California teachers lack the resources and time to teach science - ilamont
http://www.latimes.com/news/local/la-me-science-20111031,0,3957251.story?track=rss&utm_source=feedburner&utm_medium=feed&utm_campaign=Feed%3A+latimes%2Fmostviewed+%28L.A.+Times+-+Most+Viewed+Stories%29

======
tokenadult
From the article: "At some Los Angeles elementary schools, teachers have
drastically cut time for science because of pressure to focus on reading and
math."

If they are that sorry in teaching reading and math, so that it is taking them
that long to teach those subjects, it's time to get new teachers in those Los
Angeles elementary schools. Teaching reading to beginning pupils is a solved
problem. It's even a solved problem in countries that present unusual
challenges to elementary teachers by requiring that elementary reading
instruction be provided in a language that the elementary pupils do not speak
at home. (My wife grew up in one such country, where the sole language of
school instruction was the home language of no more than 10 percent of the
population in her generation. Singapore, a country with FOUR official
languages and English as the primary language of school instruction, had a
majority of pupils in my generation who spoke none of the official languages,
and certainly not English, at home but still did a great job of teaching
pupils reading and math in that generation.)

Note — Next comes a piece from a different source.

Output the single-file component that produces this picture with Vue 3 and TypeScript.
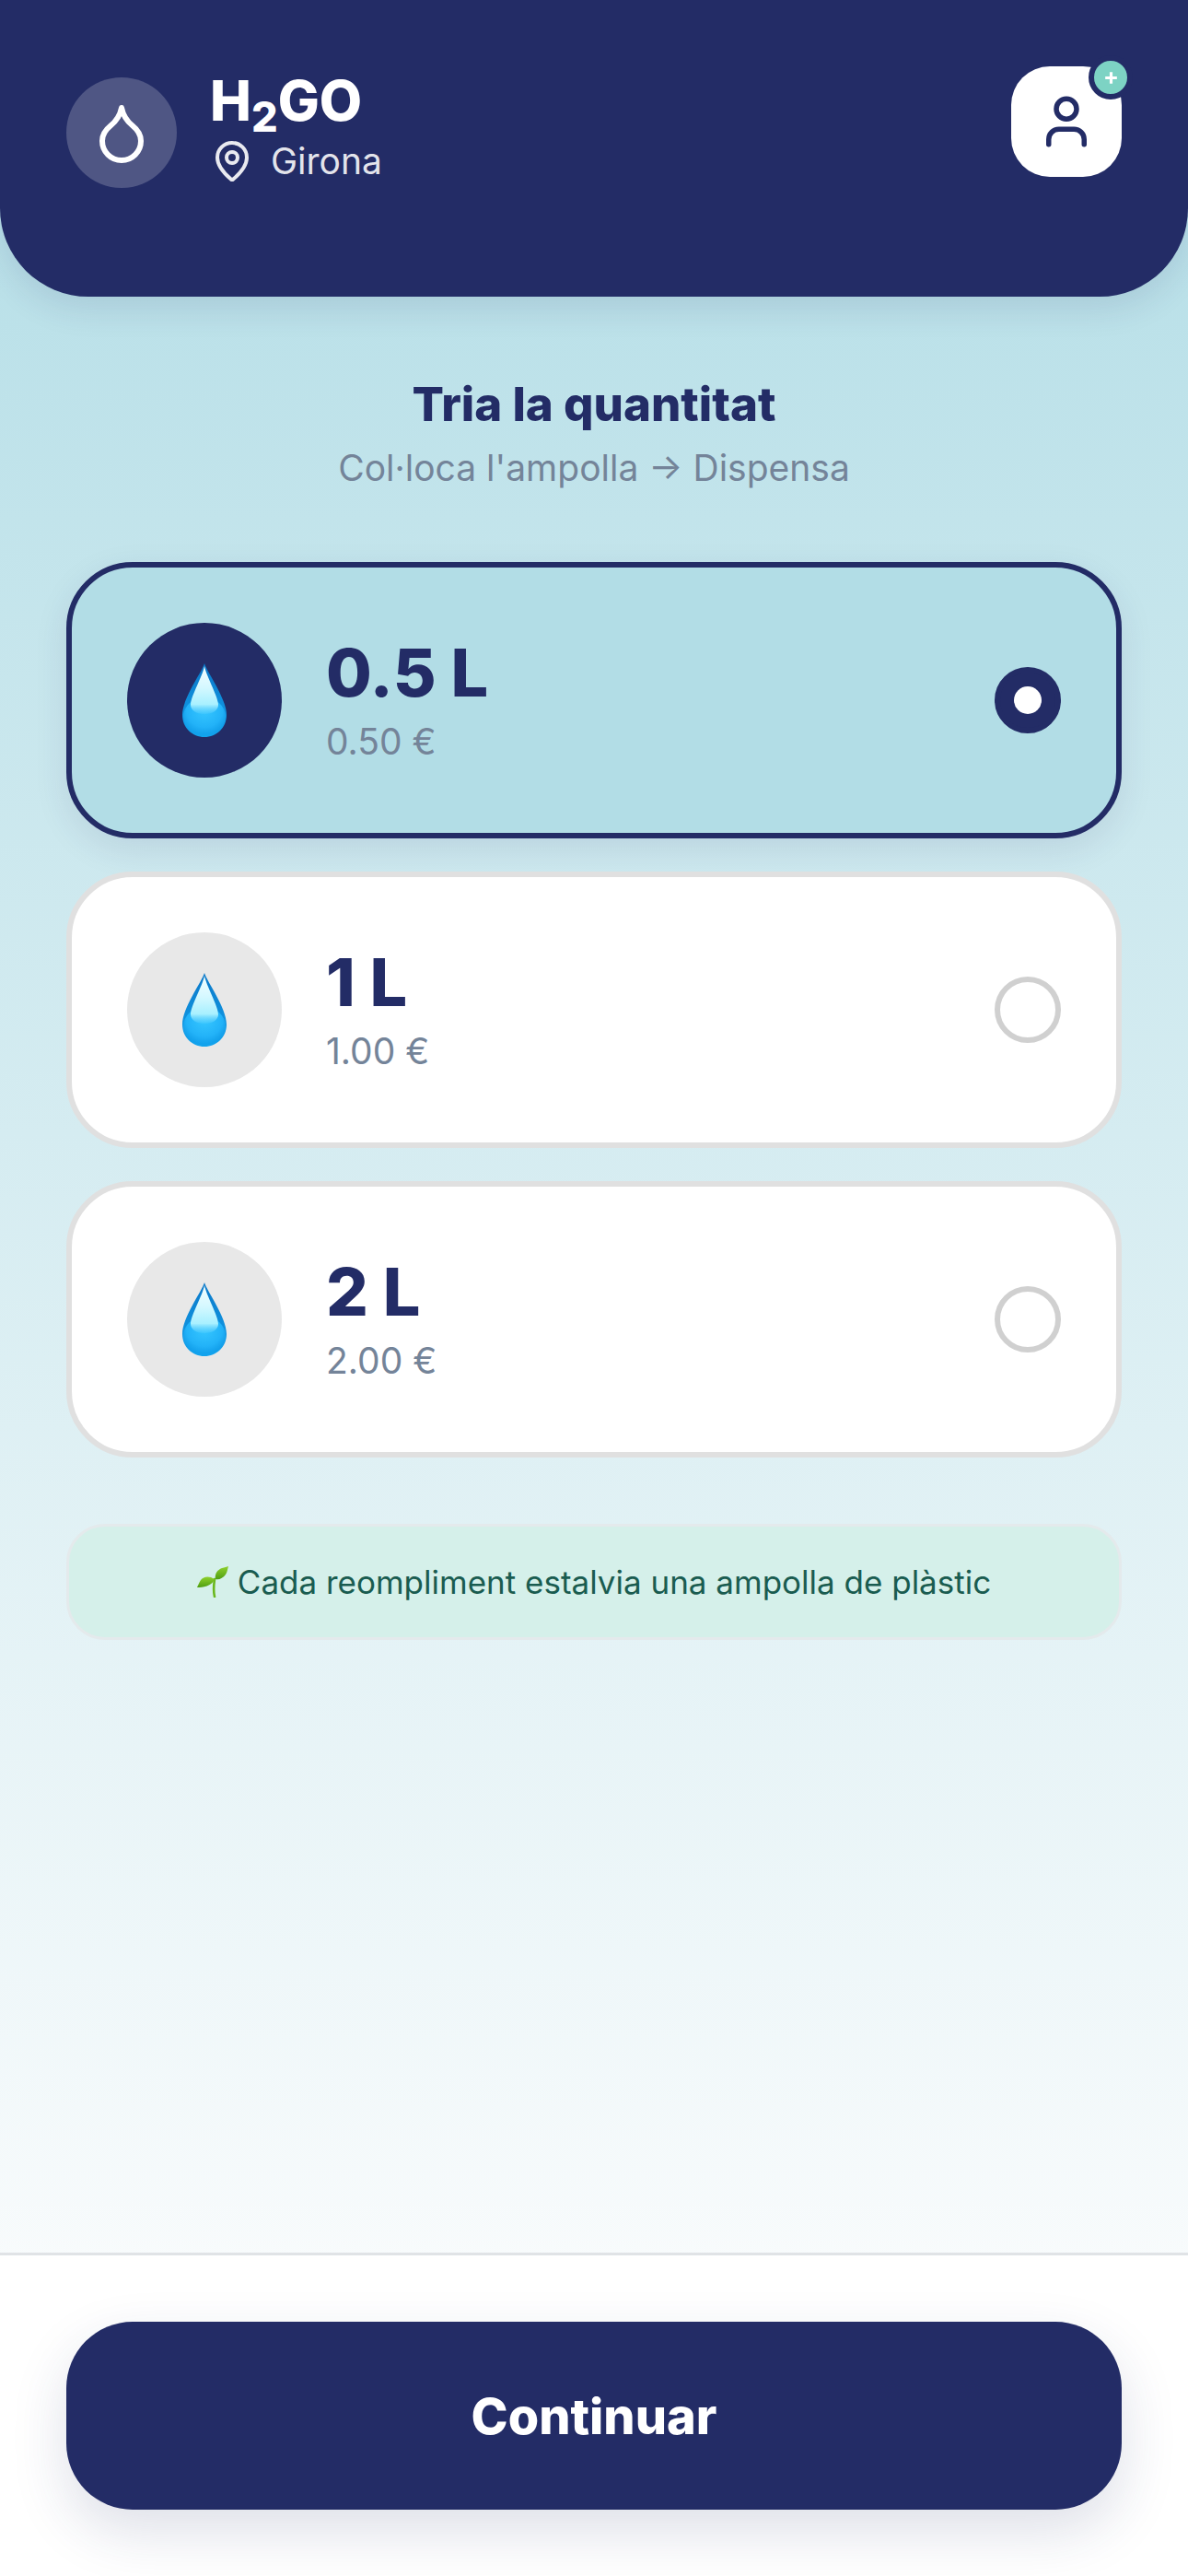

What is described in the interesting submitted article is evidence that
improving United States education by replacing some teachers in current
classrooms with new teachers

[http://edpro.stanford.edu/hanushek/admin/pages/files/uploads...](http://edpro.stanford.edu/hanushek/admin/pages/files/uploads/Hanushek%202009%20CNTP%20ch%208.pdf)

is a viable strategy for improving United States education.